Online-Bauern bestellen echte Felder

von | 17. Mai 2011

"Landlust", "Bauer sucht Frau" oder "Ausflug mit Kuttner" - mit der Illusion von idyllischem Landleben lässt sich in den Medien Geld verdienen. Auch Online-Spiele wie "Farmville" erfreuen sich immer größerer Beliebtheit. Das Internetprojekt "MyFarm" versetzt nun alle Landwirtschafts-Enthusiasten in die Lage, einen echten Bauernhof zu leiten: 10.000 User kümmern sich hier um eine Farm, der Betrieb soll demokratisch geleitet werden.

Im weltweit bekannten Online-Spiel „Farmville“ gibt es 30 Millionen virtuelle Bauernhöfe – in „MyFarm“ nur einen, dieser ist jedoch real. „MyFarm“ ist eine Online-Community, die Offline-Entscheidungen trifft. Die Gemeinschaft der Nutzer kann dabei entscheidende Entschlüsse treffen, die die Entwicklung des Bauernhofes maßgeblich beeinflussen. Sie beraten zum Beispiel, welche Nutztiere gehalten und welche Maschinen eingesetzt werden sollen. Vorerst soll es nur eine große Entscheidung pro Monat geben, über die diskutiert und schließlich abgestimmt wird. So berät sich die Community derzeit, welche Pflanzen überhaupt angebaut werden sollen.

Die Farm, das Wimpole Estate, liegt im englischen Cambridgeshire und ist 280 Hektar groß. Zum Vergleich: Die durchschnittliche Größe eines deutschen Agrarbetriebes beträgt nur 45,3 Hektar. Bis zu 10.000 Farmer werden über die Zukunft des online geplanten Bauernhofs entscheiden.

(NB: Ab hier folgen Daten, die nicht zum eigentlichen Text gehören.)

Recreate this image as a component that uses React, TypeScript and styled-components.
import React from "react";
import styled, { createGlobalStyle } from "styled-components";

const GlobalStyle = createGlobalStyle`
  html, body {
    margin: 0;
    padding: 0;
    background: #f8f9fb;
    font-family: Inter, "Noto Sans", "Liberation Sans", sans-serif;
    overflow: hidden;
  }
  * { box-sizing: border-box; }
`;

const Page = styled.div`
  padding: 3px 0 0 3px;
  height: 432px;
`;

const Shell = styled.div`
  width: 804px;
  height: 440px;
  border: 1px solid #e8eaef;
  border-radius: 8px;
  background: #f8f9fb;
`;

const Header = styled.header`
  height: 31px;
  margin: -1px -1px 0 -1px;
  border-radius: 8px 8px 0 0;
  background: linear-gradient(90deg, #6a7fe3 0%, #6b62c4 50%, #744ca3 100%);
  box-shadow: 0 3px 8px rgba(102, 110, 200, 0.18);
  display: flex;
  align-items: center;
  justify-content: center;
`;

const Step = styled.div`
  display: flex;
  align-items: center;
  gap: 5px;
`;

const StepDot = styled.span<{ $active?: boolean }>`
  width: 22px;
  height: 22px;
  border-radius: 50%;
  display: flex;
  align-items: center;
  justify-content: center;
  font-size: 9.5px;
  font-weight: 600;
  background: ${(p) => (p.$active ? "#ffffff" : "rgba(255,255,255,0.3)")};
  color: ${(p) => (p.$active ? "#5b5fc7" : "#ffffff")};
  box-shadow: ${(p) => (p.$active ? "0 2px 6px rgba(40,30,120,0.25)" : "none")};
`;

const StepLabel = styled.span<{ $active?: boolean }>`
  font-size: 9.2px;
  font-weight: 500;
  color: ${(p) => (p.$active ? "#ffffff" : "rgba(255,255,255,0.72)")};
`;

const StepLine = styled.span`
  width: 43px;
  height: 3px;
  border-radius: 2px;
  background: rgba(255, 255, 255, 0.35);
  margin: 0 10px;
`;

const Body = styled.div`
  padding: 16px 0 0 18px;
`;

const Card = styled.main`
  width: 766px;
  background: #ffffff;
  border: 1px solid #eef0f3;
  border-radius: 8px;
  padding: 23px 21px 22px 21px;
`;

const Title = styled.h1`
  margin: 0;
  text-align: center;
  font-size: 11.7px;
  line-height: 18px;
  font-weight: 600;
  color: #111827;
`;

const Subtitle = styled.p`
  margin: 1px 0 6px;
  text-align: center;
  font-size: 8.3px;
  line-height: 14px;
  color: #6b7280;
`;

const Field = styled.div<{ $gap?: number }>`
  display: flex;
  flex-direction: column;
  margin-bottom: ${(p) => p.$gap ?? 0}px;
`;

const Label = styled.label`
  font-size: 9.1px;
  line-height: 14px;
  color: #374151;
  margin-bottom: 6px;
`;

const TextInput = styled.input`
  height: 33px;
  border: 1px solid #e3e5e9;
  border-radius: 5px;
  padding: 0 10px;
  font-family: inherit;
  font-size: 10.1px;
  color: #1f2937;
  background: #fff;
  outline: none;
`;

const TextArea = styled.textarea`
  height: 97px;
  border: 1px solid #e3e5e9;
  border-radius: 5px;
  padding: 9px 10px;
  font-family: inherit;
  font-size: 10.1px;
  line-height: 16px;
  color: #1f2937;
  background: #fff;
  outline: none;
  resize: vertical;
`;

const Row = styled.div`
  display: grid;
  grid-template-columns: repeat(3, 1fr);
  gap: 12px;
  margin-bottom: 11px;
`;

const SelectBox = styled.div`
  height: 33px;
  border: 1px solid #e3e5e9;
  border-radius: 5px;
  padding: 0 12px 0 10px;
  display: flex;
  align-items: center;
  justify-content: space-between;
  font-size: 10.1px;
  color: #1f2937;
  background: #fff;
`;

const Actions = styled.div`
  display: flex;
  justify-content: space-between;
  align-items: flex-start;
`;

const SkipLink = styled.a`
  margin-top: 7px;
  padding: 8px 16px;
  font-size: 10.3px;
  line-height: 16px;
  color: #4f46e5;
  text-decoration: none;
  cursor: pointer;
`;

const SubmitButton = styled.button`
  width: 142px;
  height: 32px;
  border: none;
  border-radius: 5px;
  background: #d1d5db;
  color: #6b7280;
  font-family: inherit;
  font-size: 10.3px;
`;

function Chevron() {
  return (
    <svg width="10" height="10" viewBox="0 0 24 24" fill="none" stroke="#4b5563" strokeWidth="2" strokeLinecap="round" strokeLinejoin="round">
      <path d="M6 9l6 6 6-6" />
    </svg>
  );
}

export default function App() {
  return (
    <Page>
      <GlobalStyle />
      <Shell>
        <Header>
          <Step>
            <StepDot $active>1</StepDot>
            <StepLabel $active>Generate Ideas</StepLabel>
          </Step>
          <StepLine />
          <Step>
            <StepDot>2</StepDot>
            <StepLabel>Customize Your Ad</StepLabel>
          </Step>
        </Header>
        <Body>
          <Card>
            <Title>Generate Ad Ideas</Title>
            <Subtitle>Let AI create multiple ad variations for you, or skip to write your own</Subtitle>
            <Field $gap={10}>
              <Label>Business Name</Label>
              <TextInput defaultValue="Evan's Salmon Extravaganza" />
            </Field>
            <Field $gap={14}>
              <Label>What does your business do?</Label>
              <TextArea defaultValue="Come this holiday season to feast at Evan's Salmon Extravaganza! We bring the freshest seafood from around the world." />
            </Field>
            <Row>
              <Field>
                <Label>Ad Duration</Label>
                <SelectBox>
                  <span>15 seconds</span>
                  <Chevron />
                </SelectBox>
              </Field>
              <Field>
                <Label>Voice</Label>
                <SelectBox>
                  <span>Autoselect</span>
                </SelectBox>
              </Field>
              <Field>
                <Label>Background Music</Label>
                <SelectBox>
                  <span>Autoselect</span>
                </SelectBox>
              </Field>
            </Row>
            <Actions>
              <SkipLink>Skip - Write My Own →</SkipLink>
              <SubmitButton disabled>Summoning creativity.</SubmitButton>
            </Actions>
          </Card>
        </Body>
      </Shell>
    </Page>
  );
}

Um an dem Spiel teilzunehmen, müssen sie jedoch knapp 34 Euro im Jahr investieren. Die Planung des Projekts, inklusive der Vorbereitung des Bauernhofs, dauerte zwei Jahre. Umgesetzt wurde es durch die Agentur „Publiczone“, deren Kunden hauptsächlich gemeinnützige Einrichtungen sind.

Modellprojekt für mehr Mitbestimmung

Der „National Trust“ betreibt sowohl Farm als auch das Online-Projekt. Die englische Organisation beschäftigt sich vor allem mit Denkmalpflege und ökologischen Konzepten. Jeanette Heard, Pressesprecherin des „National Trust“, erläuterte das Projekt gegenüber medienMITTWEIDA. Das Hauptziel sei es, Menschen daran zu erinnern, woher ihre Lebensmittel stammen und sie wieder mit Landwirtschaft in Kontakt zu bringen.

Heard schwärmt: „Es wäre großartig, wenn wir es schaffen, mehr Menschen zu animieren, sich für Lebensmittel zu interessieren und mehr Mitspracherecht bei der Produktion haben zu wollen. Zudem wäre es gut, wenn wir ihnen ein besseres Verständnis für den Aufwand in der Landwirtschaft geben könnten.“ Schließlich hat kaum einer der bis zu 10.000 Hobby-Bauern Erfahrungen im Bauernalltag. Doch wie Jeanette Heard berichtet, werden diese auch nicht allein gelassen: „Wir haben ein Team von Experten, die ihre Meinung zu verschiedenen Diskussionen abgeben werden.“ Die Abstimmungen der Community werden für die Zukunft der Farm maßgebend sein.

Landwirtschaftliches Planspiel

Das Projekt finanziert sich zwar aus den Einzahlungen der Teilnehmer, „die Farm muss dennoch als Betrieb agieren und Nutzer werden sehen, welche Auswirkung ihre Entscheidungen auf die Rentabilität des Guts haben“, erläutert Heard. Sogar die Gebühren können die Nutzer ändern. Wenn die Hobby-Bauern zum Beispiel größere Investitionen tätigen wollen, die Mittel der Farm aber nicht ausreichen, sei über eine Gebührenerhöhung nachzudenken. Im Gegenzug könnten diese aber auch sinken. Falls das Projekt erfolgreich ist, will der „National Trust“ es auch auf andere Bauernhöfe übertragen.